Dans certains territoires insulaires ou zones naturelles protégées, l’impact est encore plus dramatique. À La Réunion, le Pétrel de Barau, oiseau endémique déjà en danger, est décimé par les chats harets. En métropole, la pression prédatrice du chat est désormais identifiée comme la première cause de mortalité de certaines espèces d’oiseaux en milieu périurbain.

Un tableau qui fait froid dans le dos

Type de chat Nombre estimé en France Nombre moyen de proies/an Types de proies
Chat domestique 15 millions 25 à 40 Oiseaux, mulots, lézards, amphibiens
Chat errant ou haret 1 à 2 millions 200 à 1000 Faune sauvage, espèces protégées ou en déclin
Chat en zone naturelle Non quantifié précisément Parfois >1000 Espèces endémiques (pétrels, reptiles, passereaux)

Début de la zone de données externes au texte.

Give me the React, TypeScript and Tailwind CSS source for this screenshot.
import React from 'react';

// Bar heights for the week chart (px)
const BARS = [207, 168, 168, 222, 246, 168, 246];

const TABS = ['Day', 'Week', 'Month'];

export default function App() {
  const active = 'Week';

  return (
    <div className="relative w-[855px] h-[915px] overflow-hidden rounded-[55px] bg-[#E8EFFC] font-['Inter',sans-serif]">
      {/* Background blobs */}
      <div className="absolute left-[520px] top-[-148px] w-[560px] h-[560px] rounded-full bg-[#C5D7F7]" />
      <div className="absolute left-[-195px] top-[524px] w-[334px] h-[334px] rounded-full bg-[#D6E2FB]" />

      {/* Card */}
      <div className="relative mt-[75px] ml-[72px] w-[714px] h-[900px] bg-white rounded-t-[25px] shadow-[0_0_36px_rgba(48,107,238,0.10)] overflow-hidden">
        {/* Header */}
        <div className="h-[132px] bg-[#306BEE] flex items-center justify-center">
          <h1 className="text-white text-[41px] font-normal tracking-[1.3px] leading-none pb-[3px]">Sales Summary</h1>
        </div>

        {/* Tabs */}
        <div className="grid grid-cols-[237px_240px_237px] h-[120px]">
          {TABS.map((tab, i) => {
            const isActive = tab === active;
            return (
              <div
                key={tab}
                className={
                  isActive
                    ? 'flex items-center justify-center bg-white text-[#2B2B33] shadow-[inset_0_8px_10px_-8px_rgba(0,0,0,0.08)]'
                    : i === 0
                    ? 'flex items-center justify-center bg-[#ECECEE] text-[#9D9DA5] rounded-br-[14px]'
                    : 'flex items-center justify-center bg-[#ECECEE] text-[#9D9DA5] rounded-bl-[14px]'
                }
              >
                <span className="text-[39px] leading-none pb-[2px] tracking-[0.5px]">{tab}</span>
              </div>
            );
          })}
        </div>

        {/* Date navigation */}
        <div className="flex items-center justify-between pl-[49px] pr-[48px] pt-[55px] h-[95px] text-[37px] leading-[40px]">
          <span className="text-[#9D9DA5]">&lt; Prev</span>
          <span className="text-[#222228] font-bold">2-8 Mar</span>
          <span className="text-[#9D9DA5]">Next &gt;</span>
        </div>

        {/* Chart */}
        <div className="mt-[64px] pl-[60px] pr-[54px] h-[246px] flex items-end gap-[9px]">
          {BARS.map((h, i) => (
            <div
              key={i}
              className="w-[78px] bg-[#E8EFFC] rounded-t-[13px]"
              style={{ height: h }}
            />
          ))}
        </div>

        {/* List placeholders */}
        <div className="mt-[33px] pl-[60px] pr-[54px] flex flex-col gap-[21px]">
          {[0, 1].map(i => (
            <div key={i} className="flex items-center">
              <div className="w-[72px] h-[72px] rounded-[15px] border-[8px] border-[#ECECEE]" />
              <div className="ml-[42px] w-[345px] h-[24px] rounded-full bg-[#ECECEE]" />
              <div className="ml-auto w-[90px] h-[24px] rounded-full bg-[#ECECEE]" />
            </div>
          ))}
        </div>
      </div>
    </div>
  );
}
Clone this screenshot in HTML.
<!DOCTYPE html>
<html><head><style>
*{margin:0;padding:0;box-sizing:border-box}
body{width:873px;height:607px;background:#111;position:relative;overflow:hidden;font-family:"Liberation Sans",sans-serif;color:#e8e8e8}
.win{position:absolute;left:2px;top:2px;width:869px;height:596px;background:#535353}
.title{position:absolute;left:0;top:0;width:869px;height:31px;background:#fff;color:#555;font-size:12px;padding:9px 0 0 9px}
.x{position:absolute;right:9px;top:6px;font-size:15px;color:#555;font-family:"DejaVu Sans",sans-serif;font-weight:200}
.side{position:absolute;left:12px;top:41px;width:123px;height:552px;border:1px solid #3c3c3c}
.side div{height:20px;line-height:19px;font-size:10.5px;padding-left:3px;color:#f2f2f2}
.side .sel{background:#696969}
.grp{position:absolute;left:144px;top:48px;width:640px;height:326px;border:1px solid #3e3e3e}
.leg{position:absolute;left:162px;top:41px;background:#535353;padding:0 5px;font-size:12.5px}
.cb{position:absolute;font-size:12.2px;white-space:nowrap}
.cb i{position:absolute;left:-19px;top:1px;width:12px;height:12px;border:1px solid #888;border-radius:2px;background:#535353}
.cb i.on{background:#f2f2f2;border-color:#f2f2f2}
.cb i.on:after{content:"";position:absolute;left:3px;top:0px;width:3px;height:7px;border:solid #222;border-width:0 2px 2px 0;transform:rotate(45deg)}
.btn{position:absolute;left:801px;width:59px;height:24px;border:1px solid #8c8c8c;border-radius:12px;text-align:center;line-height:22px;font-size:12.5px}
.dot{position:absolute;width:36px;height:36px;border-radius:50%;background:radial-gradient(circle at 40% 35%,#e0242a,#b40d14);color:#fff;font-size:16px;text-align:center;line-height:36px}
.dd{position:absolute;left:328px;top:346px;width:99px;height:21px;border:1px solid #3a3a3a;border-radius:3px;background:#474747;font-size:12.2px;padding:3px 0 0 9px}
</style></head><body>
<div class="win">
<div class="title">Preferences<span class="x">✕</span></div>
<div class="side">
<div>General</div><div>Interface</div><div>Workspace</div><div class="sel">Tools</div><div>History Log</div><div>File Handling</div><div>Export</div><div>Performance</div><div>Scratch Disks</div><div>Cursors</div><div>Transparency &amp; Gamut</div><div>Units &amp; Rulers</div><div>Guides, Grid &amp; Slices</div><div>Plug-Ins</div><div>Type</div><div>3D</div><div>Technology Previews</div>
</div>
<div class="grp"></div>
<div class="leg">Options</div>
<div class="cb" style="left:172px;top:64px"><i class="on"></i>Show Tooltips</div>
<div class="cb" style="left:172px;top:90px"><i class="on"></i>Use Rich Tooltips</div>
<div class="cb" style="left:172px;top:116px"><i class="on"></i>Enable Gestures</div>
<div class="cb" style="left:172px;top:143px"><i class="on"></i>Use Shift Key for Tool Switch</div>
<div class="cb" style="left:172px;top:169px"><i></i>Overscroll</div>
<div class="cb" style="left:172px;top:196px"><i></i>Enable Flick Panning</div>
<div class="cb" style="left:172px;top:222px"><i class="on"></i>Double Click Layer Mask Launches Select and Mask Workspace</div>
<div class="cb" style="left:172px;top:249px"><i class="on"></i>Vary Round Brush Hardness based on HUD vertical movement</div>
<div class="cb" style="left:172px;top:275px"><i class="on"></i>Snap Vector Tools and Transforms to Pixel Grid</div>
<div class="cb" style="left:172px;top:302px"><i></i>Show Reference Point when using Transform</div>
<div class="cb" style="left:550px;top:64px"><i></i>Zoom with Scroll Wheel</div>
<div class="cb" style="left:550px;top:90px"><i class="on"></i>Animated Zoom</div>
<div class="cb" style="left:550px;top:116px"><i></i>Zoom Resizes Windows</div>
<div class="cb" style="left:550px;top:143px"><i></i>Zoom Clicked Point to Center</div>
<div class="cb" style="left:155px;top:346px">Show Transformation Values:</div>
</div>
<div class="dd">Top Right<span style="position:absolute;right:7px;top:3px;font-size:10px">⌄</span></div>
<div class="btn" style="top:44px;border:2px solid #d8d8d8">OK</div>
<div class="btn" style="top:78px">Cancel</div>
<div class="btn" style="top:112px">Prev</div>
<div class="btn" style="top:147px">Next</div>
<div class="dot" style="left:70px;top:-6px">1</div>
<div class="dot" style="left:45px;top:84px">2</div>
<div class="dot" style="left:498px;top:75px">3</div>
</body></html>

Une espèce invasive qui échappe à tout contrôle

En écologie, une espèce invasive se caractérise par une introduction dans un milieu où elle n’a pas de prédateur naturel, et où elle perturbe les équilibres locaux. Le chat domestique, introduit partout par l’humain, répond à ces critères, notamment en Australie, où il est accusé de l’extinction de dizaines d’espèces endémiques.

En Europe, la situation est moins extrême mais tout aussi préoccupante. Les chats évoluent en liberté dans des écosystèmes fragiles sans aucun régulateur naturel. Ils s’y reproduisent rapidement et peuvent hybrider avec des espèces protégées, comme le chat forestier européen (Felis silvestris), menaçant sa lignée génétique.

Vers un statut de « nuisible » ?

La question de reclasser le chat comme espèce nuisible ou invasive est désormais posée, avec prudence mais insistance. En France, une telle décision semble aujourd’hui socialement inacceptable, tant l’attachement au chat est fort. Mais dans les zones naturelles sensibles, des associations comme la LPO militent pour un encadrement renforcé : interdiction de laisser errer les chats, obligation de stérilisation, restriction d’accès à certaines réserves.

Le but n’est pas d’interdire le chat, mais d’en limiter l’impact écologique, en particulier là où la faune est déjà menacée.

Des solutions concrètes, encore peu appliquées

Certaines mesures simples sont déjà recommandées, mais restent insuffisamment suivies :

  • Garder son chat à l’intérieur la nuit, moment de chasse privilégié.
  • Mettre un grelot à son collier pour avertir les proies.
  • Éviter de nourrir les chats errants sans les faire identifier.
  • Limiter leur accès aux haies et zones de nidification.
  • Faire stériliser systématiquement les chats non destinés à la reproduction.

Ces gestes ne suppriment pas totalement la prédation, mais peuvent réduire considérablement l’impact environnemental du chat.

Un équilibre à reconstruire entre amour et responsabilité

Le chat n’est pas un ennemi. Il est un animal domestique aimant et légitime dans nos foyers. Mais notre responsabilité est de reconnaître que son mode de vie, quand il n’est pas encadré, peut nuire à l’environnement. Ce n’est pas le chat en tant que tel qui est à blâmer, mais la manière dont nous le laissons agir dans un monde où la nature, elle, n’a plus de refuge.

Dans un contexte de crise écologique majeure, il devient urgent de concilier attachement affectif et conscience écologique. Le chat peut continuer à partager nos vies… à condition qu’on apprenne à le responsabiliser, comme tout autre membre de la société.